*What the exercise asks*. Write out the material again exactly, please, and omit the pictures.

*Information provided*.
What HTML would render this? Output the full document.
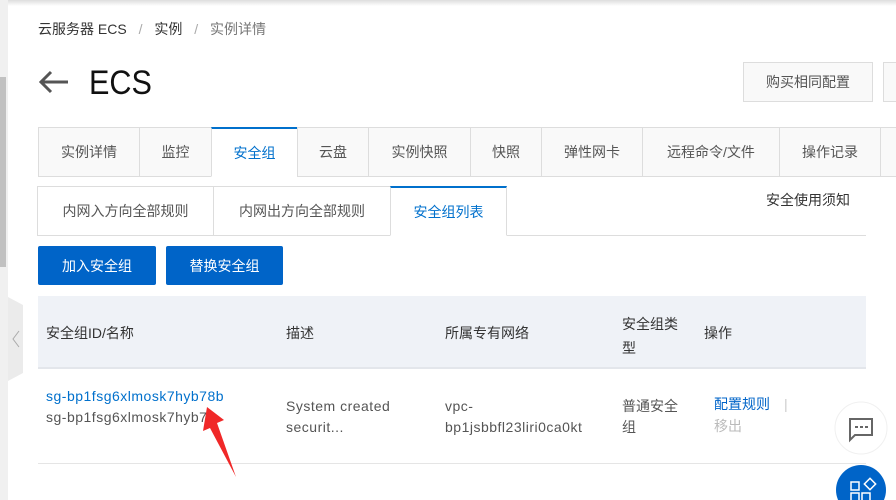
<!DOCTYPE html>
<html><head><meta charset="utf-8"><style>
*{box-sizing:border-box;margin:0;padding:0}
body{width:896px;height:500px;overflow:hidden;background:#fff;font-family:"Liberation Sans","Noto Sans CJK SC",sans-serif;color:#333;position:relative}
.a{position:absolute;white-space:nowrap}
.tab{position:absolute;top:127px;height:50px;border:1px solid #ddd;background:#f9f9f9;font-size:14px;color:#555;display:flex;align-items:center;justify-content:center}
.t2{position:absolute;top:186px;height:50px;border:1px solid #ddd;background:#fff;font-size:14px;color:#555;display:flex;align-items:center;justify-content:center}
.btn{position:absolute;top:246px;height:39px;background:#0064c8;color:#fff;font-size:14px;border-radius:2px;display:flex;align-items:center;justify-content:center}
.f13{font-size:14px}
.lat{letter-spacing:0.5px}
</style></head><body>
<div class="a" style="left:0;top:0;width:896px;height:6px;background:linear-gradient(#ddd,#fff)"></div>
<div class="a" style="left:0;top:0;width:8px;height:500px;background:#f0f0f0"></div>
<div class="a" style="left:0;top:77px;width:6px;height:190px;background:#c1c1c1"></div>
<svg class="a" style="left:8px;top:297px" width="16" height="84"><polygon points="0,0 15,8 15,76 0,84" fill="#ebebeb"/><polyline points="11,34 5,42 11,50" fill="none" stroke="#aaa" stroke-width="1"/></svg>
<div class="a" style="left:38px;top:19px;font-size:14px;color:#333">云服务器 ECS <span style="color:#aaa;margin:0 8px">/</span> 实例 <span style="color:#aaa;margin:0 8px">/</span> <span style="color:#777">实例详情</span></div>
<svg class="a" style="left:38px;top:70px" width="32" height="24"><path d="M30 12H3M13 2L3 12l10 10" fill="none" stroke="#555" stroke-width="3"/></svg>
<div class="a" style="left:89px;top:64px;font-size:34px;color:#111;transform:scaleX(0.9);transform-origin:left">ECS</div>
<div class="a" style="left:743px;top:62px;width:130px;height:40px;border:1px solid #ddd;background:#f9f9f9;font-size:14px;color:#555;display:flex;align-items:center;justify-content:center">购买相同配置</div>
<div class="a" style="left:883px;top:62px;width:30px;height:40px;border:1px solid #ddd;background:#f9f9f9"></div>
<div class="tab" style="left:38px;width:102px">实例详情</div>
<div class="tab" style="left:139px;width:73px">监控</div>
<div class="tab" style="left:211px;width:87px;background:#fff;border-top:2px solid #0070cc;border-bottom-color:#fff;color:#0070cc">安全组</div>
<div class="tab" style="left:297px;width:72px">云盘</div>
<div class="tab" style="left:368px;width:103px">实例快照</div>
<div class="tab" style="left:470px;width:72px">快照</div>
<div class="tab" style="left:541px;width:102px">弹性网卡</div>
<div class="tab" style="left:642px;width:138px">远程命令/文件</div>
<div class="tab" style="left:779px;width:102px">操作记录</div>
<div class="tab" style="left:880px;width:40px"></div>
<div class="a" style="left:506px;top:235px;width:360px;height:1px;background:#ddd"></div>
<div class="t2" style="left:37px;width:177px">内网入方向全部规则</div>
<div class="t2" style="left:213px;width:178px">内网出方向全部规则</div>
<div class="t2" style="left:390px;width:117px;border-top:2px solid #0070cc;border-bottom-color:#fff;color:#0070cc">安全组列表</div>
<div class="a" style="left:766px;top:190px;font-size:14px;color:#333">安全使用须知</div>
<div class="btn" style="left:38px;width:118px">加入安全组</div>
<div class="btn" style="left:166px;width:117px">替换安全组</div>
<div class="a" style="left:38px;top:296px;width:828px;height:73px;background:#eff2f7;border-bottom:2px solid #e3e6eb"></div>
<div class="a f13" style="left:46px;top:323px">安全组ID/名称</div>
<div class="a f13" style="left:286px;top:323px">描述</div>
<div class="a f13" style="left:445px;top:323px">所属专有网络</div>
<div class="a f13" style="left:622px;top:312px;line-height:24px">安全组类<br>型</div>
<div class="a f13" style="left:704px;top:323px">操作</div>
<div class="a f13 lat" style="left:46px;top:386px;line-height:21px"><span style="color:#0070cc">sg-bp1fsg6xlmosk7hyb78b</span><br><span style="color:#555">sg-bp1fsg6xlmosk7hyb7...</span></div>
<div class="a f13 lat" style="left:286px;top:396px;line-height:21px;color:#555">System created<br>securit...</div>
<div class="a f13 lat" style="left:445px;top:396px;line-height:21px;color:#555">vpc-<br>bp1jsbbfl23liri0ca0kt</div>
<div class="a f13" style="left:622px;top:396px;line-height:21px;color:#555">普通安全<br>组</div>
<div class="a f13" style="left:714px;top:393px;line-height:22px"><span style="color:#0064c8">配置规则</span><span style="color:#ccc;margin-left:14px">|</span><br><span style="color:#bbb">移出</span></div>
<div class="a" style="left:38px;top:463px;width:828px;height:1px;background:#e5e5e5"></div>
<svg class="a" style="left:0;top:0" width="896" height="500">
<polygon points="207,407 224,420 217,423 236,477 210,428 203,431" fill="#f02828"/>
<circle cx="861" cy="428" r="26" fill="#fff" stroke="#f0f0f0"/>
<path d="M850 419h22v16h-17l-5 5z" fill="none" stroke="#666" stroke-width="2"/>
<rect x="855" y="426" width="3" height="2" fill="#666"/><rect x="860" y="426" width="3" height="2" fill="#666"/><rect x="865" y="426" width="3" height="2" fill="#666"/>
<circle cx="861" cy="490" r="25" fill="#0064c8"/>
<rect x="851" y="482" width="8" height="8" fill="none" stroke="#fff" stroke-width="1.5"/>
<rect x="866" y="480" width="8" height="8" transform="rotate(45 870 484)" fill="none" stroke="#fff" stroke-width="1.5"/>
<rect x="851" y="493" width="8" height="8" fill="none" stroke="#fff" stroke-width="1.5"/>
<rect x="862" y="493" width="8" height="8" fill="none" stroke="#fff" stroke-width="1.5"/>
</svg>
</body></html>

*Correct answer*.
What HTML would render this? Output the full document.
<!DOCTYPE html>
<html><head><meta charset="utf-8"><style>
*{box-sizing:border-box;margin:0;padding:0}
body{width:896px;height:500px;overflow:hidden;background:#fff;font-family:"Liberation Sans","Noto Sans CJK SC",sans-serif;color:#333;position:relative}
.a{position:absolute;white-space:nowrap}
.tab{position:absolute;top:127px;height:50px;border:1px solid #ddd;background:#f9f9f9;font-size:14px;color:#555;display:flex;align-items:center;justify-content:center}
.t2{position:absolute;top:186px;height:50px;border:1px solid #ddd;background:#fff;font-size:14px;color:#555;display:flex;align-items:center;justify-content:center}
.btn{position:absolute;top:246px;height:39px;background:#0064c8;color:#fff;font-size:14px;border-radius:2px;display:flex;align-items:center;justify-content:center}
.f13{font-size:14px}
.lat{letter-spacing:0.5px}
</style></head><body>
<div class="a" style="left:0;top:0;width:896px;height:6px;background:linear-gradient(#ddd,#fff)"></div>
<div class="a" style="left:0;top:0;width:8px;height:500px;background:#f0f0f0"></div>
<div class="a" style="left:0;top:77px;width:6px;height:190px;background:#c1c1c1"></div>
<svg class="a" style="left:8px;top:297px" width="16" height="84"><polygon points="0,0 15,8 15,76 0,84" fill="#ebebeb"/><polyline points="11,34 5,42 11,50" fill="none" stroke="#aaa" stroke-width="1"/></svg>
<div class="a" style="left:38px;top:19px;font-size:14px;color:#333">云服务器 ECS <span style="color:#aaa;margin:0 8px">/</span> 实例 <span style="color:#aaa;margin:0 8px">/</span> <span style="color:#777">实例详情</span></div>
<svg class="a" style="left:38px;top:70px" width="32" height="24"><path d="M30 12H3M13 2L3 12l10 10" fill="none" stroke="#555" stroke-width="3"/></svg>
<div class="a" style="left:89px;top:64px;font-size:34px;color:#111;transform:scaleX(0.9);transform-origin:left">ECS</div>
<div class="a" style="left:743px;top:62px;width:130px;height:40px;border:1px solid #ddd;background:#f9f9f9;font-size:14px;color:#555;display:flex;align-items:center;justify-content:center">购买相同配置</div>
<div class="a" style="left:883px;top:62px;width:30px;height:40px;border:1px solid #ddd;background:#f9f9f9"></div>
<div class="tab" style="left:38px;width:102px">实例详情</div>
<div class="tab" style="left:139px;width:73px">监控</div>
<div class="tab" style="left:211px;width:87px;background:#fff;border-top:2px solid #0070cc;border-bottom-color:#fff;color:#0070cc">安全组</div>
<div class="tab" style="left:297px;width:72px">云盘</div>
<div class="tab" style="left:368px;width:103px">实例快照</div>
<div class="tab" style="left:470px;width:72px">快照</div>
<div class="tab" style="left:541px;width:102px">弹性网卡</div>
<div class="tab" style="left:642px;width:138px">远程命令/文件</div>
<div class="tab" style="left:779px;width:102px">操作记录</div>
<div class="tab" style="left:880px;width:40px"></div>
<div class="a" style="left:506px;top:235px;width:360px;height:1px;background:#ddd"></div>
<div class="t2" style="left:37px;width:177px">内网入方向全部规则</div>
<div class="t2" style="left:213px;width:178px">内网出方向全部规则</div>
<div class="t2" style="left:390px;width:117px;border-top:2px solid #0070cc;border-bottom-color:#fff;color:#0070cc">安全组列表</div>
<div class="a" style="left:766px;top:190px;font-size:14px;color:#333">安全使用须知</div>
<div class="btn" style="left:38px;width:118px">加入安全组</div>
<div class="btn" style="left:166px;width:117px">替换安全组</div>
<div class="a" style="left:38px;top:296px;width:828px;height:73px;background:#eff2f7;border-bottom:2px solid #e3e6eb"></div>
<div class="a f13" style="left:46px;top:323px">安全组ID/名称</div>
<div class="a f13" style="left:286px;top:323px">描述</div>
<div class="a f13" style="left:445px;top:323px">所属专有网络</div>
<div class="a f13" style="left:622px;top:312px;line-height:24px">安全组类<br>型</div>
<div class="a f13" style="left:704px;top:323px">操作</div>
<div class="a f13 lat" style="left:46px;top:386px;line-height:21px"><span style="color:#0070cc">sg-bp1fsg6xlmosk7hyb78b</span><br><span style="color:#555">sg-bp1fsg6xlmosk7hyb7...</span></div>
<div class="a f13 lat" style="left:286px;top:396px;line-height:21px;color:#555">System created<br>securit...</div>
<div class="a f13 lat" style="left:445px;top:396px;line-height:21px;color:#555">vpc-<br>bp1jsbbfl23liri0ca0kt</div>
<div class="a f13" style="left:622px;top:396px;line-height:21px;color:#555">普通安全<br>组</div>
<div class="a f13" style="left:714px;top:393px;line-height:22px"><span style="color:#0064c8">配置规则</span><span style="color:#ccc;margin-left:14px">|</span><br><span style="color:#bbb">移出</span></div>
<div class="a" style="left:38px;top:463px;width:828px;height:1px;background:#e5e5e5"></div>
<svg class="a" style="left:0;top:0" width="896" height="500">
<polygon points="207,407 224,420 217,423 236,477 210,428 203,431" fill="#f02828"/>
<circle cx="861" cy="428" r="26" fill="#fff" stroke="#f0f0f0"/>
<path d="M850 419h22v16h-17l-5 5z" fill="none" stroke="#666" stroke-width="2"/>
<rect x="855" y="426" width="3" height="2" fill="#666"/><rect x="860" y="426" width="3" height="2" fill="#666"/><rect x="865" y="426" width="3" height="2" fill="#666"/>
<circle cx="861" cy="490" r="25" fill="#0064c8"/>
<rect x="851" y="482" width="8" height="8" fill="none" stroke="#fff" stroke-width="1.5"/>
<rect x="866" y="480" width="8" height="8" transform="rotate(45 870 484)" fill="none" stroke="#fff" stroke-width="1.5"/>
<rect x="851" y="493" width="8" height="8" fill="none" stroke="#fff" stroke-width="1.5"/>
<rect x="862" y="493" width="8" height="8" fill="none" stroke="#fff" stroke-width="1.5"/>
</svg>
</body></html>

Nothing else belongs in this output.